Show each line of the data below that has the string "this" in it.

* **Provided records**:

• • •

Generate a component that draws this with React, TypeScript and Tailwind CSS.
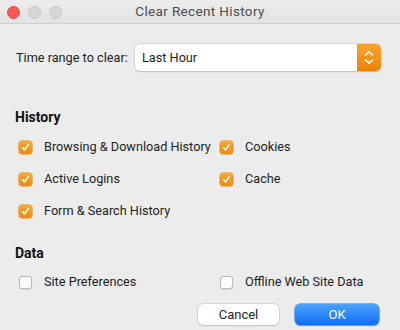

• • •

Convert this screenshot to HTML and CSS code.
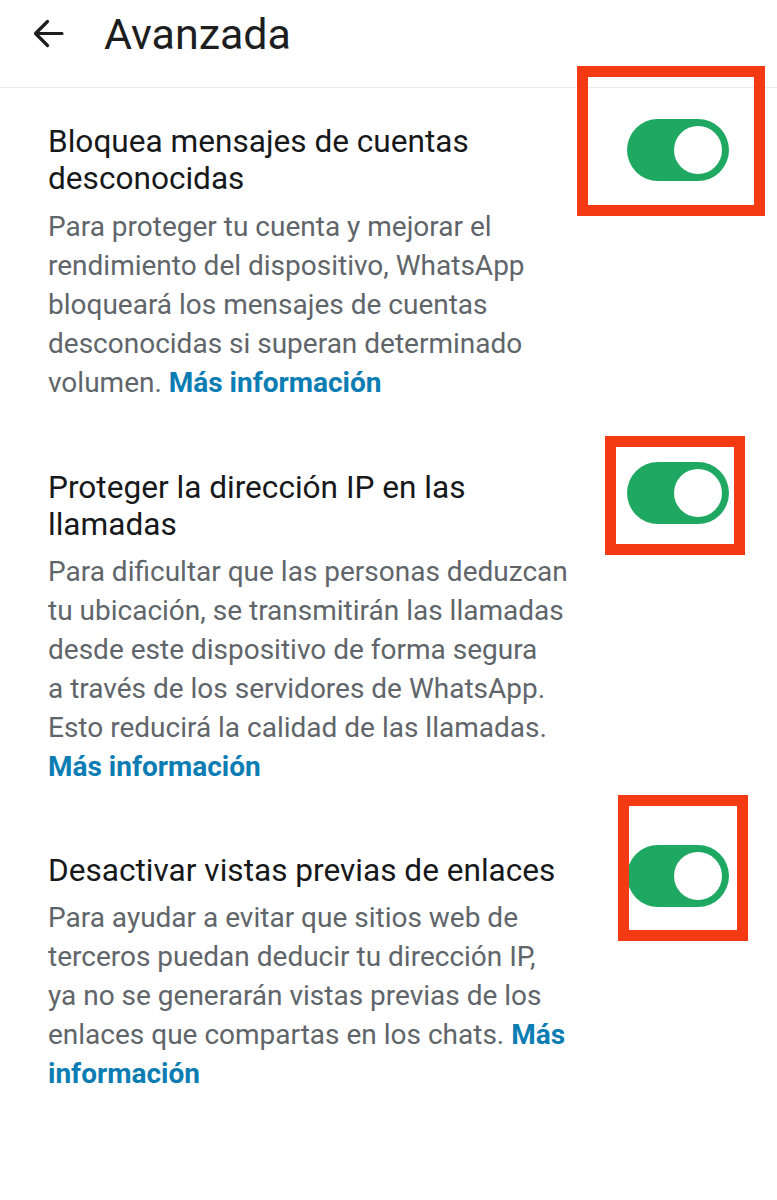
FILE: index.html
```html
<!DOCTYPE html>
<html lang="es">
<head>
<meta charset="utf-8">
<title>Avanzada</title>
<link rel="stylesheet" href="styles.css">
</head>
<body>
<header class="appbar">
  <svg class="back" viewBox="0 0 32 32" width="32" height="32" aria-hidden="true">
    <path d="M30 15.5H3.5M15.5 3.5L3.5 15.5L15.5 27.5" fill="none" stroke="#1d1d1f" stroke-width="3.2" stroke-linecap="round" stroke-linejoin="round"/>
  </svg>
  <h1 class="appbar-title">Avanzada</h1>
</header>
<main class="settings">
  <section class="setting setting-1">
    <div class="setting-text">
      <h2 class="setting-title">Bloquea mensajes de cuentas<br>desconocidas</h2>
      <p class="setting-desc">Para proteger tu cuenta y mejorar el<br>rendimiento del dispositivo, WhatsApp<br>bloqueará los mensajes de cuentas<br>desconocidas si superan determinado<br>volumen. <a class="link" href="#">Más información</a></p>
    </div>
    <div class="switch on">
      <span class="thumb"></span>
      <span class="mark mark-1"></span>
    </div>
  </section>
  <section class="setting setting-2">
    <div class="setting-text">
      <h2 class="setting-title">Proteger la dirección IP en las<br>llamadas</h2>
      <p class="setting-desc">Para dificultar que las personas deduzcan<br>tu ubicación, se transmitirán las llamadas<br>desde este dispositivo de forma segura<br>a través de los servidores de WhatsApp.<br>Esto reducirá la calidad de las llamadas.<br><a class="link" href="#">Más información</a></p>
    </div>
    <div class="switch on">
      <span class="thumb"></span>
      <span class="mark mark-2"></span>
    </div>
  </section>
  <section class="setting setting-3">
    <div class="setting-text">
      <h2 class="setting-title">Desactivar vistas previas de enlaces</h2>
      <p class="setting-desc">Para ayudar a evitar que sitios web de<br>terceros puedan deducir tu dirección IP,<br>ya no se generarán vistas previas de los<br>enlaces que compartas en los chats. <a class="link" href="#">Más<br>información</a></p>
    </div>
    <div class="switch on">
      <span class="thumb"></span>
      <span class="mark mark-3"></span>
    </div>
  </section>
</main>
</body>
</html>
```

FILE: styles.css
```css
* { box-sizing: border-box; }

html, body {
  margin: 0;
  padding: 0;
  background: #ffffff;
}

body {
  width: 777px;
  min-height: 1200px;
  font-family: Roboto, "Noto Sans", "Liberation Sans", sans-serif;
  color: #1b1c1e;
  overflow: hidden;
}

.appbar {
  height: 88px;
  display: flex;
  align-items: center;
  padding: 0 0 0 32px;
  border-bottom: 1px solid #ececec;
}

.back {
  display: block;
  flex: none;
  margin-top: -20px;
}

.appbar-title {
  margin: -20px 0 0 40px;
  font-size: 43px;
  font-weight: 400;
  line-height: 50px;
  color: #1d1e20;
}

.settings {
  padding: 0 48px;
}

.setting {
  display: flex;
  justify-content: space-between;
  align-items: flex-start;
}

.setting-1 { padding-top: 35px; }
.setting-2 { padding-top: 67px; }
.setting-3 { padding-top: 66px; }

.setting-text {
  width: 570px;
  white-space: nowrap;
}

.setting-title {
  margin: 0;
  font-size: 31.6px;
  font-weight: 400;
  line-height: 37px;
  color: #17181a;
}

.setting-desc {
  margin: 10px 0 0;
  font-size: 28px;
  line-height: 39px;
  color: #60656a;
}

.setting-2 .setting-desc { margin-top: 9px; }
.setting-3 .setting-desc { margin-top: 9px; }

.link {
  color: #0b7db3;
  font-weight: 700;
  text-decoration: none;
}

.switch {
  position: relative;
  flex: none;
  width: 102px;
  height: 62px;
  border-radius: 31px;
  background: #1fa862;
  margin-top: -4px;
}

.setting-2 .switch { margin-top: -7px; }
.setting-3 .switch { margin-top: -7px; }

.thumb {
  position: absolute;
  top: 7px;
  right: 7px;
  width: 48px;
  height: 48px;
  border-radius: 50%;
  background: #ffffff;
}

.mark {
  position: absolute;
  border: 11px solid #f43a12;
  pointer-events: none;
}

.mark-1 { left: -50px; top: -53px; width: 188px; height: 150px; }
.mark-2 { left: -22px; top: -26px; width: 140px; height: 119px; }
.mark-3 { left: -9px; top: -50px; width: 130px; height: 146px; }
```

• • •

* **Written answer**:
Generate a component that draws this with React, TypeScript and Tailwind CSS.
Convert this screenshot to HTML and CSS code.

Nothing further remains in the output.